## Directions
Retype only what runs from the beginning of the data through the line with "import React from"; please omit the pictures and keep every line exact.

## Information supplied

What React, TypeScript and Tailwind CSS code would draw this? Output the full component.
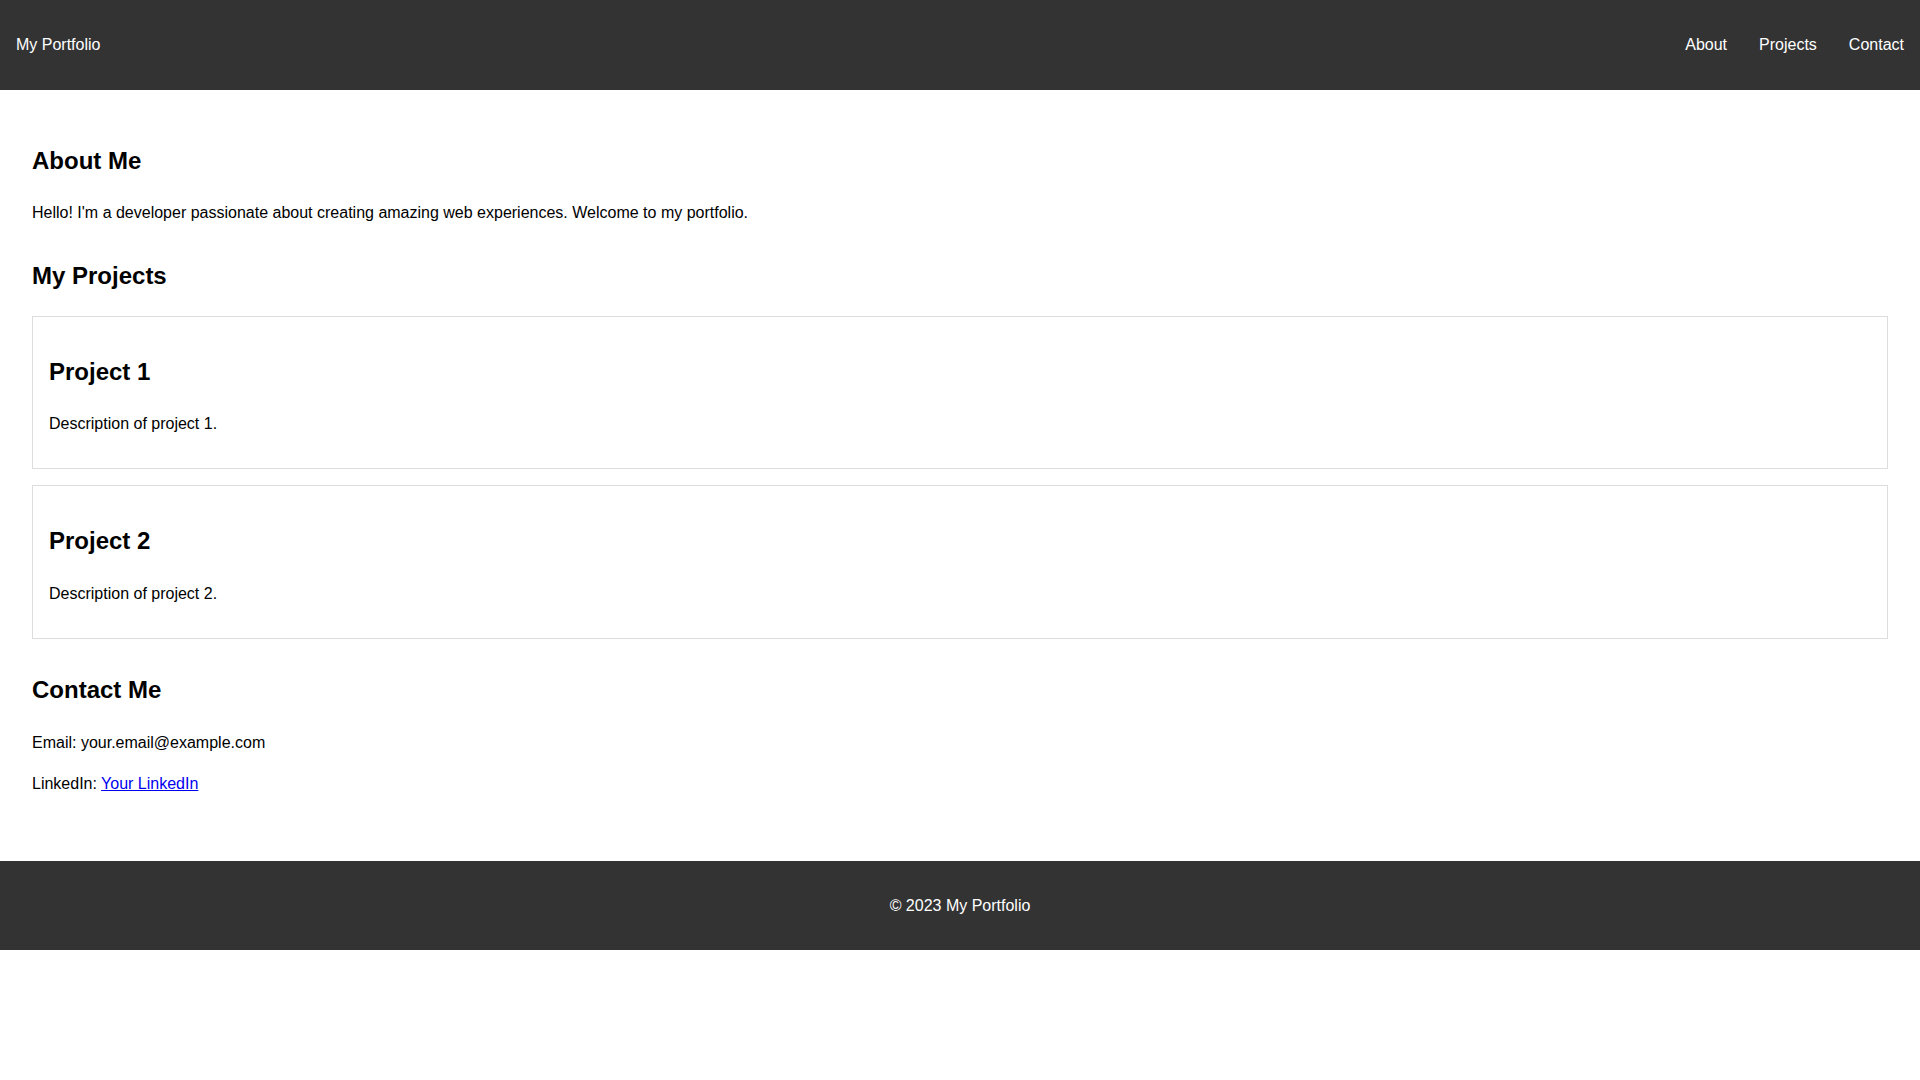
import React from "react";

export default function App() {
  return (
    <div className="min-h-screen bg-white text-black font-['Liberation_Sans',Arial,sans-serif] text-base leading-[1.6]">
      <header className="bg-[#333333] text-white px-4 py-4 flex items-center justify-between">
        <div>My Portfolio</div>
        <nav>
          <ul className="flex gap-8 my-4 list-none">
            <li>
              <a href="#about" className="text-white no-underline">About</a>
            </li>
            <li>
              <a href="#projects" className="text-white no-underline">Projects</a>
            </li>
            <li>
              <a href="#contact" className="text-white no-underline">Contact</a>
            </li>
          </ul>
        </nav>
      </header>

      <main className="p-8">
        <section id="about" className="mb-8">
          <h2 className="text-2xl font-bold leading-[1.6] my-[19.92px]">About Me</h2>
          <p className="my-4">
            Hello! I'm a developer passionate about creating amazing web experiences. Welcome to my portfolio.
          </p>
        </section>

        <section id="projects" className="mb-8">
          <h2 className="text-2xl font-bold leading-[1.6] my-[19.92px]">My Projects</h2>
          <div className="border border-[#dddddd] p-4 mb-4">
            <h3 className="text-2xl font-bold leading-[1.6] my-[19.92px]">Project 1</h3>
            <p className="my-4">Description of project 1.</p>
          </div>
          <div className="border border-[#dddddd] p-4 mb-4">
            <h3 className="text-2xl font-bold leading-[1.6] my-[19.92px]">Project 2</h3>
            <p className="my-4">Description of project 2.</p>
          </div>
        </section>

        <section id="contact" className="mb-8">
          <h2 className="text-2xl font-bold leading-[1.6] my-[19.92px]">Contact Me</h2>
          <p className="my-4">Email: your.email@example.com</p>
          <p className="my-4">
            LinkedIn:{" "}
            <a href="#" className="text-[#0000ee] underline">
              Your LinkedIn
            </a>
          </p>
        </section>
      </main>

      <footer className="bg-[#333333] text-white text-center p-4">
        <p className="my-4">© 2023 My Portfolio</p>
      </footer>
    </div>
  );
}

## The answer
What React, TypeScript and Tailwind CSS code would draw this? Output the full component.
import React from "react";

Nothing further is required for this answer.